Sab. 18, 14-15; 19, 6-9.
Aquella noche de la liberación del Pueblo Israelita de la mano de sus opresores, en que la Palabra se manifestó como salvación para ellos, cumpliendo el Decreto Divino de condenar a los Egipcios y salvar a los Hebreos, es sólo una figura de aquel otro momento en que la Palabra se hizo carne y habitó entre nosotros, manifestándose con todo su poder salvador para liberarnos de la esclavitud al pecado a que nos había sometido el Maligno, enemigo de Dios y de los hombres que están destinados a participar de la Vida Divina.
Por eso llenémonos de gozo en el Señor y demos brincos de alegría, dando gracias al Señor por haberse convertido en nuestra defensa y salvación. Ojalá y permitamos que nuestra vida esté siempre en sus manos.
Lucas 18, 1-8
Un mosquito en la noche es capaz de dejarnos sin dormir. Y eso que no hay comparación entre un hombre y un sancudo. Pero en esa batalla, el insecto tiene todas las de ganar. ¿Por qué? Porque, aunque es pequeño, revolotea una y otra vez sobre nuestra cabeza con su agudo y molesto silbido.
Si únicamente lo hiciera un momento no le daríamos importancia. Pero lo fastidioso es escucharle así durante horas.

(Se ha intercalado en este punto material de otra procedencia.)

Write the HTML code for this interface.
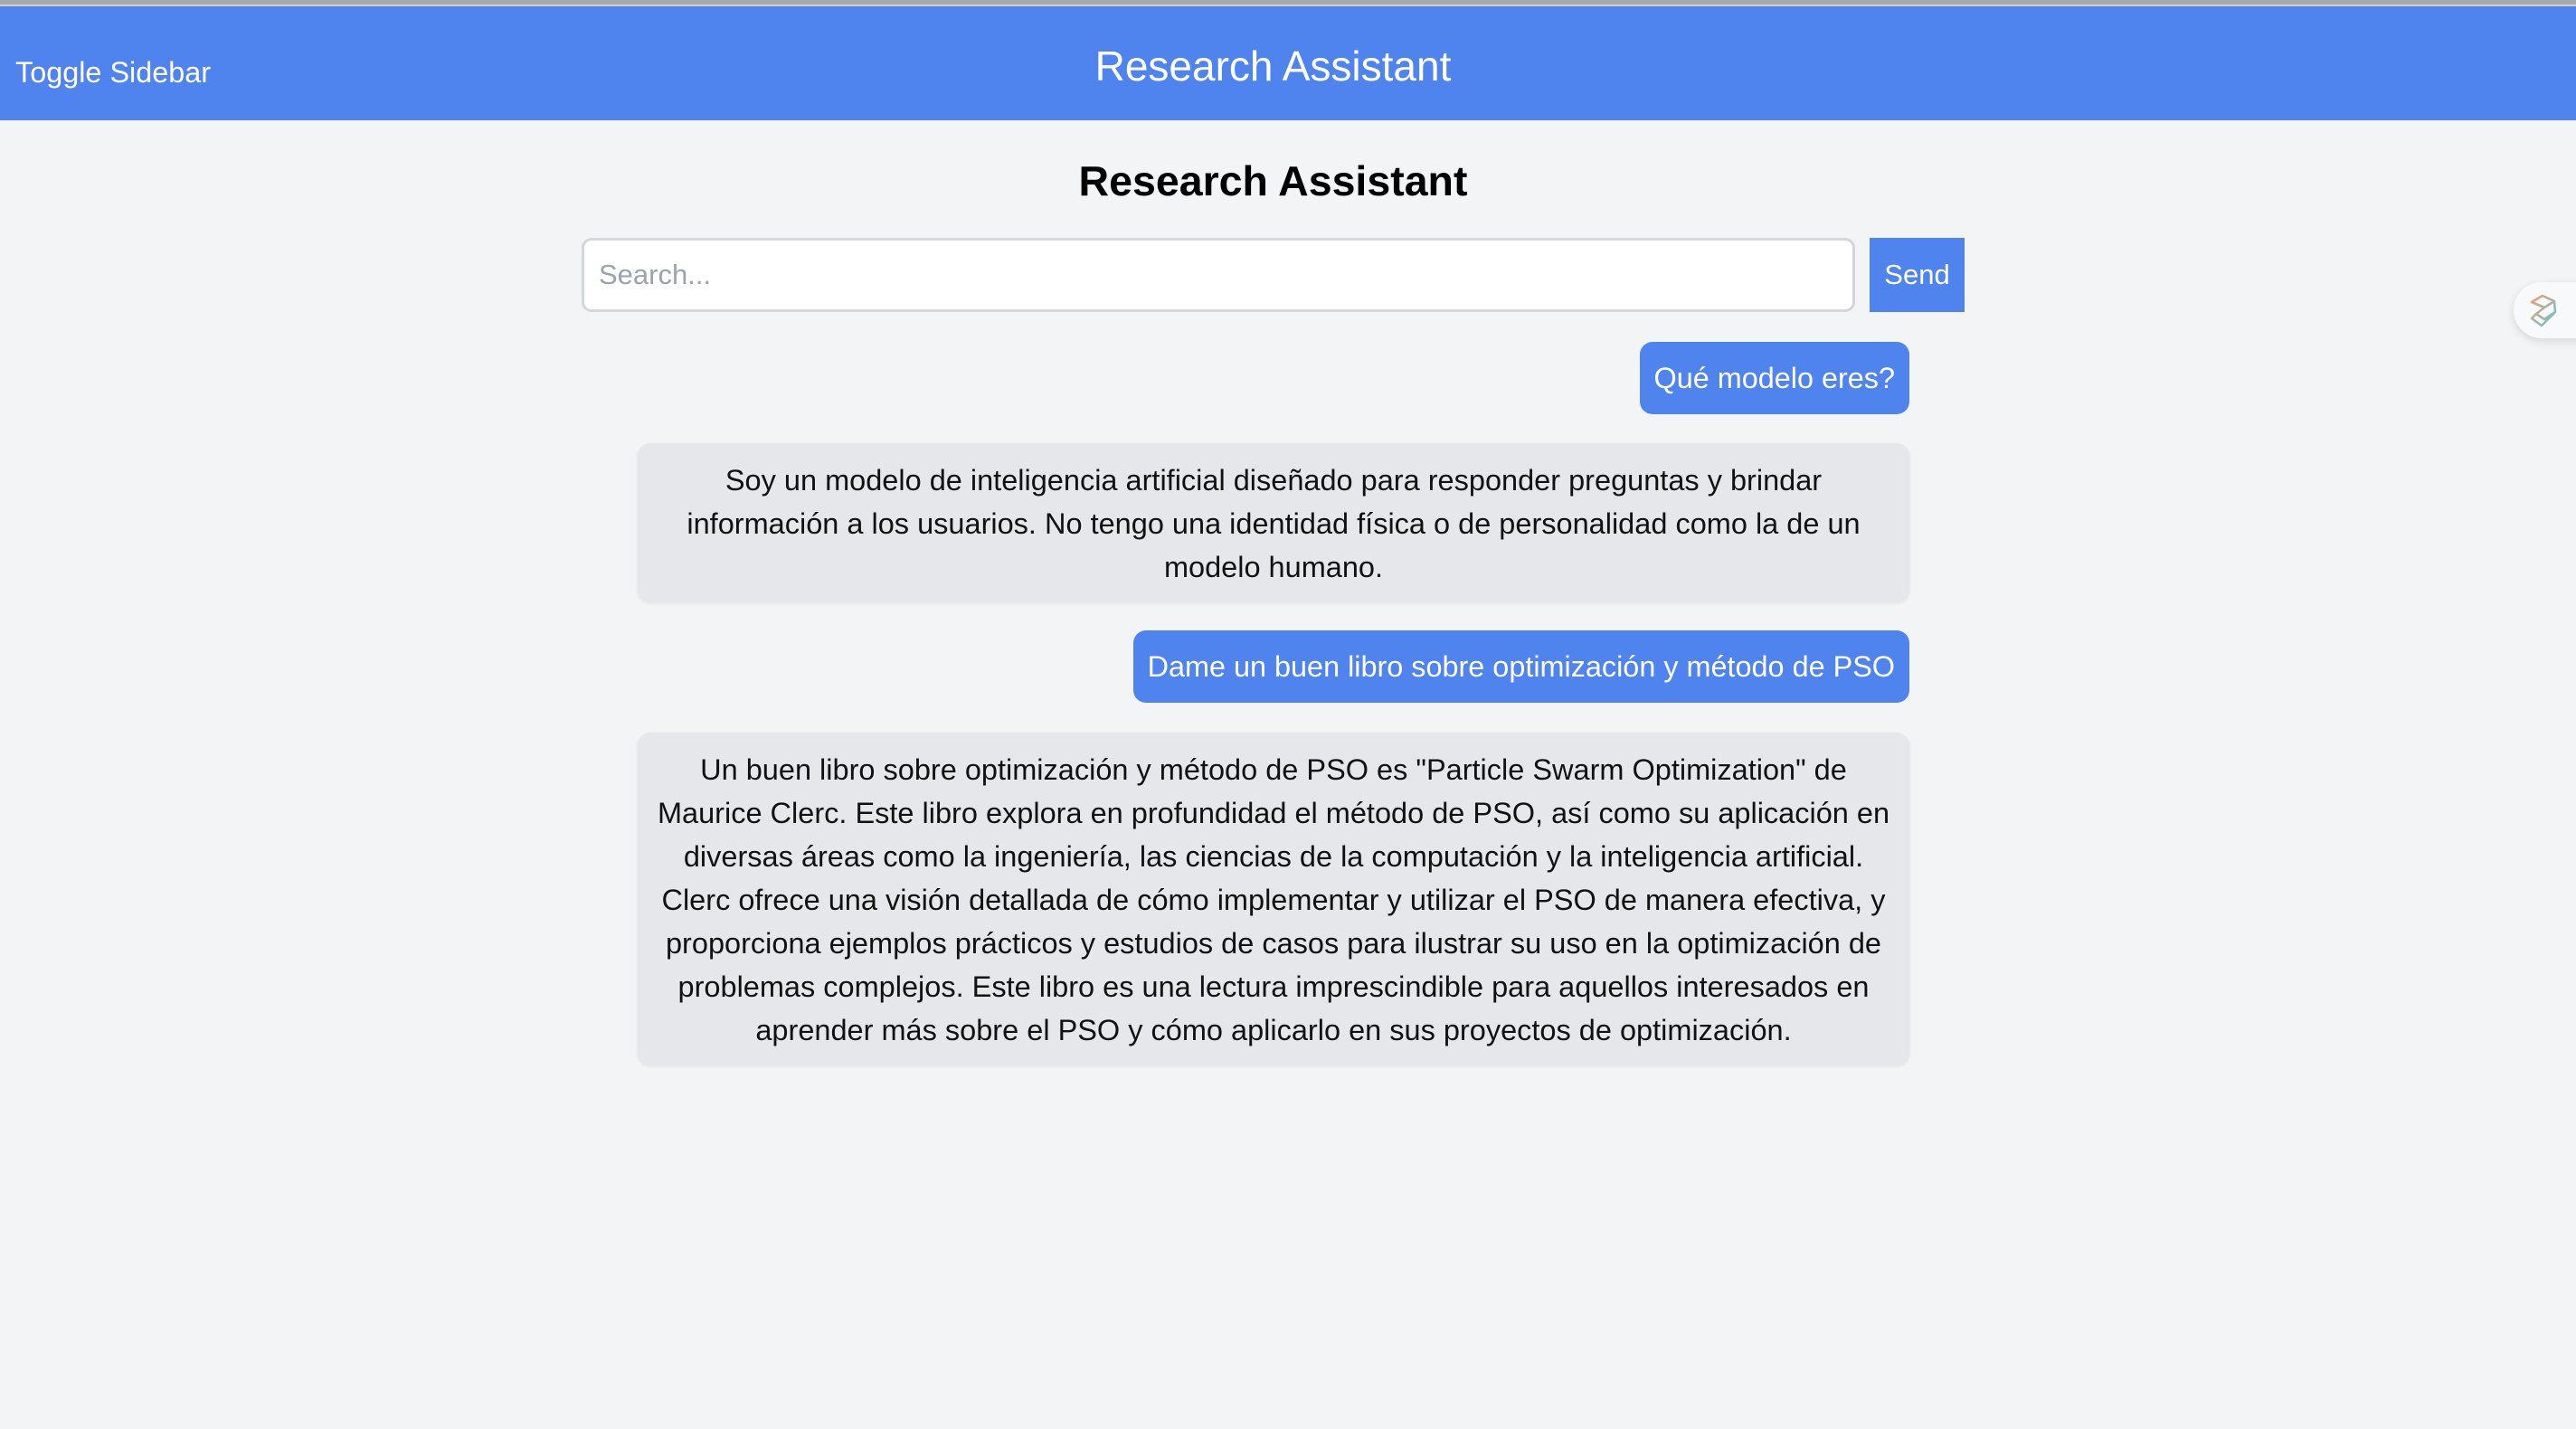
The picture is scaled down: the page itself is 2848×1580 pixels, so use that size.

Entonces, encendemos la luz, nos levantamos y no descansamos hasta haber resuelto el problema. Este ejemplo, y el del juez injusto, nos ilustran perfectamente cómo debe ser nuestra oración: insistente, perseverante, continua, hasta que Dios “se moleste” y nos atienda.
Es fácil rezar un día, hacer una petición cuando estamos fervorosos, pero mantener ese contacto espiritual diario cuesta más.
Nos cansamos, nos desanimamos, pensamos que lo que hacemos es inútil porque parece que Dios no nos está escuchando. Sin embargo lo hace. Y presta mucha atención, y nos toma en serio porque somos sus hijos. Pero quiere que le insistamos, que vayamos todos los días a llamar a su puerta.
Sólo si no nos rendimos nos atenderá y nos concederá lo que le estamos pidiendo desde el fondo de nuestro corazón.